**Data excerpts**
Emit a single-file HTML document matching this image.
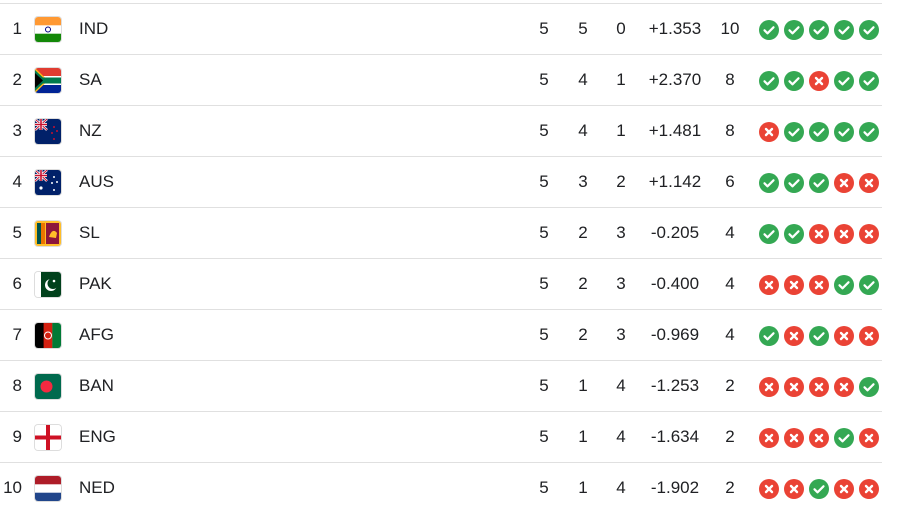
<!DOCTYPE html>
<html><head><meta charset="utf-8"><style>
body{margin:0;background:#fff;font-family:"Liberation Sans",Arial,sans-serif;color:#202124;font-size:17px;width:913px;height:526px;overflow:hidden;position:relative}
.r{position:absolute;left:0;width:882px;height:51px;border-top:1px solid #e0e0e0}
.r span{position:absolute;top:15px;line-height:20px}
.rk{left:0;width:22px;text-align:right}
.fl{position:absolute;left:35px;top:13px;width:26px;height:25px;border-radius:3px;overflow:hidden;box-shadow:0 0 0 1px #ddd}
.fl svg{display:block}
.tm{left:79px}
.c{width:40px;text-align:center}
.p{left:524px}.w{left:563px}.l{left:601px}
.n{left:640px;width:70px;text-align:center}
.pt{left:712px;width:36px;text-align:center}
.res{position:absolute;left:759px;top:16px;display:flex;gap:5px}
.res i{width:20px;height:20px;border-radius:50%;display:block}
.g{background:#34a853}.x{background:#ea4335}
</style></head><body>
<svg width="0" height="0" style="position:absolute"><defs>
<symbol id="ck" viewBox="0 0 20 20"><path d="M5.5 10.3l3 3 6-6" stroke="#fff" stroke-width="2.2" fill="none" stroke-linecap="round" stroke-linejoin="round"/></symbol>
<symbol id="xx" viewBox="0 0 20 20"><path d="M7 7l6 6M13 7l-6 6" stroke="#fff" stroke-width="2.4" fill="none" stroke-linecap="round"/></symbol>
</defs></svg>
<div id="t"></div>
<script>
const F={
IND:'<rect width="26" height="25" fill="#fff"/><rect width="26" height="8.3" fill="#ff9933"/><rect y="16.7" width="26" height="8.3" fill="#138808"/><circle cx="13" cy="12.5" r="2.5" fill="none" stroke="#000080" stroke-width="1"/>',
SA:'<rect width="26" height="25" fill="#fff"/><rect width="26" height="8" fill="#e03c31"/><rect y="17" width="26" height="8" fill="#002395"/><path d="M0 0L13 12.5L0 25Z" fill="#ffb612"/><path d="M0 9.5h26v6H0z" fill="#007a4d"/><path d="M0 2L11 12.5L0 23Z" fill="#007a4d"/><path d="M0 5L8 12.5L0 20Z" fill="#000"/>',
NZ:'<rect width="26" height="25" fill="#012169"/><path d="M0 0L12 11M12 0L0 11" stroke="#fff" stroke-width="2.5"/><path d="M0 0L12 11M12 0L0 11" stroke="#c8102e" stroke-width="1"/><path d="M6 0v11M0 5.5h12" stroke="#fff" stroke-width="3"/><path d="M6 0v11M0 5.5h12" stroke="#c8102e" stroke-width="1.6"/><circle cx="19" cy="8" r="1" fill="#c8102e"/><circle cx="22" cy="12" r="1" fill="#c8102e"/><circle cx="17" cy="14" r="1" fill="#c8102e"/><circle cx="19" cy="20" r="1" fill="#c8102e"/>',
AUS:'<rect width="26" height="25" fill="#012169"/><path d="M0 0L12 11M12 0L0 11" stroke="#fff" stroke-width="2.5"/><path d="M0 0L12 11M12 0L0 11" stroke="#c8102e" stroke-width="1"/><path d="M6 0v11M0 5.5h12" stroke="#fff" stroke-width="3"/><path d="M6 0v11M0 5.5h12" stroke="#c8102e" stroke-width="1.6"/><circle cx="6" cy="18" r="1.6" fill="#fff"/><circle cx="19" cy="7" r="1" fill="#fff"/><circle cx="22" cy="12" r="1" fill="#fff"/><circle cx="17" cy="13" r="1" fill="#fff"/><circle cx="19" cy="20" r="1" fill="#fff"/>',
SL:'<rect width="26" height="25" fill="#ffbe29"/><rect x="2" y="2" width="4" height="21" fill="#00534e"/><rect x="6" y="2" width="4" height="21" fill="#eb7400"/><rect x="11" y="2" width="13" height="21" fill="#8d153a"/><path d="M14 16c2-6 5-8 8-4l-1 5z" fill="#ffbe29"/>',
PAK:'<rect width="26" height="25" fill="#fff"/><rect x="6" width="20" height="25" fill="#01411c"/><circle cx="16" cy="13" r="6" fill="#fff"/><circle cx="18" cy="11.5" r="5.5" fill="#01411c"/><circle cx="19" cy="9" r="1.3" fill="#fff"/>',
AFG:'<rect width="9" height="25" fill="#000"/><rect x="8.6" width="8.8" height="25" fill="#d32011"/><rect x="17.3" width="8.7" height="25" fill="#007a36"/><circle cx="13" cy="12.5" r="3.5" fill="none" stroke="#fff" stroke-width="1"/>',
BAN:'<rect width="26" height="25" fill="#006a4e"/><circle cx="11.5" cy="12.5" r="6" fill="#f42a41"/>',
ENG:'<rect width="26" height="25" fill="#fff"/><rect x="11" width="4" height="25" fill="#ce1124"/><rect y="10.5" width="26" height="4" fill="#ce1124"/>',
NED:'<rect width="26" height="25" fill="#fff"/><rect width="26" height="8.3" fill="#ae1c28"/><rect y="16.7" width="26" height="8.3" fill="#21468b"/>'};
const D=[["IND",5,0,"+1.353",10,"ggggg"],["SA",4,1,"+2.370",8,"ggxgg"],["NZ",4,1,"+1.481",8,"xgggg"],["AUS",3,2,"+1.142",6,"gggxx"],["SL",2,3,"-0.205",4,"ggxxx"],["PAK",2,3,"-0.400",4,"xxxgg"],["AFG",2,3,"-0.969",4,"gxgxx"],["BAN",1,4,"-1.253",2,"xxxxg"],["ENG",1,4,"-1.634",2,"xxxgx"],["NED",1,4,"-1.902",2,"xxgxx"]];
let h="";
D.forEach((d,i)=>{
h+=`<div class="r" style="top:${3+i*51}px"><span class="rk">${i+1}</span><div class="fl"><svg width="26" height="25">${F[d[0]]}</svg></div><span class="tm">${d[0]}</span><span class="c p">5</span><span class="c w">${d[1]}</span><span class="c l">${d[2]}</span><span class="n">${d[3]}</span><span class="pt">${d[4]}</span><div class="res">${[...d[5]].map(c=>`<i class="${c}"><svg width="20" height="20"><use href="#${c=="g"?"ck":"xx"}"/></svg></i>`).join("")}</div></div>`;
});
document.getElementById("t").innerHTML=h;
</script>
</body></html>
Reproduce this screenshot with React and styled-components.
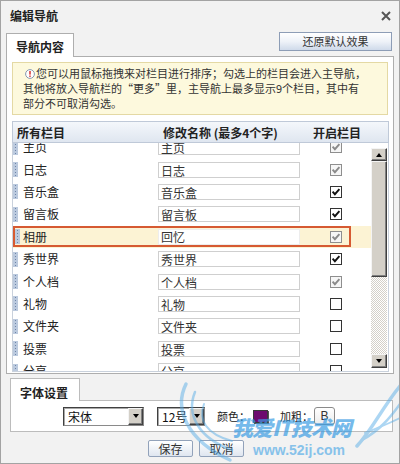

**Job**
Using the listing above, return all lines where the word "document" occurs.

**Reply to the exercise**
Emit a single-file HTML document matching this image.
document.getElementById("t").innerHTML=h;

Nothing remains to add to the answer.